My game collection is not just for fun – it’s also a ‘reference library’ from which I draw game design insights and examples. As such, I’m not looking to find the combination of boxes that have the optimal rating. I’m not looking to make a ‘five star game library’ – which is handy, because there are only three five-star games I’ve ever reviewed for the site. But I am looking for the minimum quality to be at least four stars, and for that collection to have full coverage across the spectrum of game styles, themes and mechanisms. And when I get that, I want to essentially freeze it in carbonite, where new games enter it only on the basis of them offering something genuinely new. To be honest, I suspect that to happen perhaps… once every four years?

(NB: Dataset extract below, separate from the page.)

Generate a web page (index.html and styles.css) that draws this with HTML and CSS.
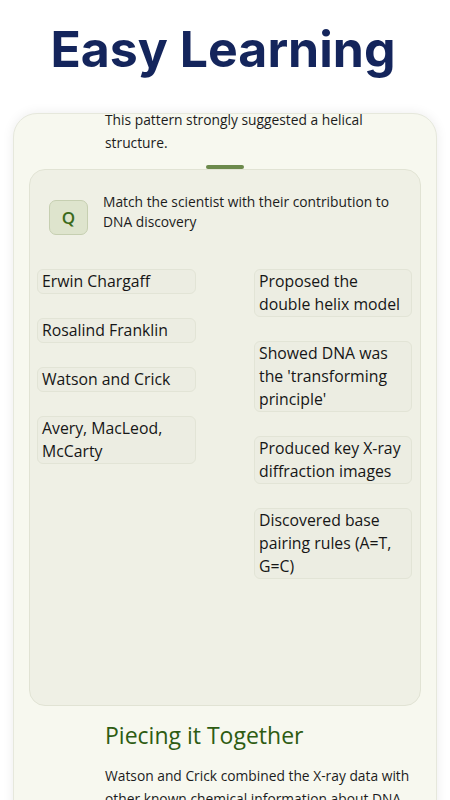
FILE: index.html
```html
<!DOCTYPE html>
<html>
<head>
<meta charset="utf-8">
<link rel="stylesheet" href="styles.css">
</head>
<body>
<header class="hero">
  <h1 class="hero-title">Easy Learning</h1>
</header>
<main class="card">
  <p class="lead-text">This pattern strongly suggested a helical structure.</p>
  <div class="handle"></div>
  <section class="quiz">
    <div class="quiz-head">
      <div class="q-badge">Q</div>
      <p class="q-text">Match the scientist with their contribution to DNA discovery</p>
    </div>
    <div class="match">
      <div class="col col-left">
        <div class="chip">Erwin Chargaff</div>
        <div class="chip">Rosalind Franklin</div>
        <div class="chip">Watson and Crick</div>
        <div class="chip">Avery, MacLeod, McCarty</div>
      </div>
      <div class="col col-right">
        <div class="chip">Proposed the double helix model</div>
        <div class="chip">Showed DNA was the 'transforming principle'</div>
        <div class="chip">Produced key X-ray diffraction images</div>
        <div class="chip">Discovered base pairing rules (A=T, G=C)</div>
      </div>
    </div>
  </section>
  <h2 class="section-title">Piecing it Together</h2>
  <p class="body-text">Watson and Crick combined the X-ray data with other known chemical information about DNA.</p>
</main>
</body>
</html>
```

FILE: styles.css
```css
html, body {
  margin: 0;
  padding: 0;
  background: #ffffff;
  height: 800px;
  overflow: hidden;
}
body {
  font-family: "Open Sans", "Noto Sans", sans-serif;
  color: #1c1c1c;
}
.hero {
  height: 113px;
  display: flex;
  justify-content: center;
}
.hero-title {
  margin: 19px 0 0 -4px;
  font-family: "Inter", sans-serif;
  font-weight: 700;
  font-size: 50px;
  line-height: 60px;
  color: #14255c;
  letter-spacing: 0;
}
.card {
  margin: 0 13px;
  height: 700px;
  background: #f7f8ef;
  border: 1px solid #e6e8dc;
  border-radius: 24px 24px 0 0;
  box-shadow: 0 0 12px rgba(0,0,0,0.08);
  overflow: hidden;
  padding: 0 15px;
  box-sizing: border-box;
}
.lead-text {
  margin: -6px 0 0 76px;
  font-size: 13.8px;
  line-height: 23px;
  font-weight: 500;
  width: 285px;
}
.handle {
  width: 38px;
  height: 4px;
  background: #6c8a4c;
  border-radius: 2px;
  margin: 11px auto 0;
}
.quiz {
  margin-top: 0;
  height: 537px;
  box-sizing: border-box;
  background: #eff0e5;
  border: 1px solid #e1e3d4;
  border-radius: 16px;
  padding: 22px 8px 0 7px;
}
.quiz-head {
  display: flex;
  align-items: flex-start;
  gap: 15px;
  padding-left: 12px;
}
.q-badge {
  margin-top: 8px;
  width: 39px;
  height: 35px;
  box-sizing: border-box;
  flex: none;
  border: 1px solid #c6cfb1;
  background: #dee4cd;
  border-radius: 7px;
  display: flex;
  align-items: center;
  justify-content: center;
  color: #3b6a1b;
  font-size: 17px;
  font-weight: 600;
}
.q-text {
  margin: 0;
  font-size: 13.8px;
  line-height: 20px;
  font-weight: 500;
  width: 296px;
}
.match {
  display: grid;
  grid-template-columns: 159px 158px;
  column-gap: 58px;
  margin-top: 34px;
}
.col {
  display: flex;
  flex-direction: column;
  gap: 24px;
  align-items: stretch;
}
.chip {
  background: #ecede2;
  border: 1px solid #e2e4d6;
  border-radius: 6px;
  padding: 0 6px 0 4px;
  font-size: 15.8px;
  line-height: 23px;
  font-weight: 500;
  color: #161616;
}
.section-title {
  margin: 14px 0 0 76px;
  font-size: 23px;
  line-height: 30px;
  font-weight: 400;
  color: #2e5c12;
}
.body-text {
  margin: 14px 0 0 76px;
  font-size: 13.8px;
  line-height: 23px;
  font-weight: 500;
  width: 316px;
}
```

(As an aside, my reading around hauntology is partially about this)
The problem though is – I am nowhere near ready to being able to say how good all the games I own are. My shelf of shame is the next thing I really feel the need to tackle, but that requires the availability of other people. I can’t commit to that in a year, but I can commit to getting the problem down to the point it’ll likely be achievable within a year.
So, that’s what these entries will become in 2023:
- Commentary on the literature I am reading in 2023, and how it was selected. Reviews will remain in the newsletters.
- Updates on The Great Cardboard Culling – where I am with the todo list, the progress I’m making, and musings on what makes an ideal game collection.
On the plus side, this should also prod me to actually make some progress on resurrecting the site proper. It’s high time.
Thanks all, see you hopefully next month.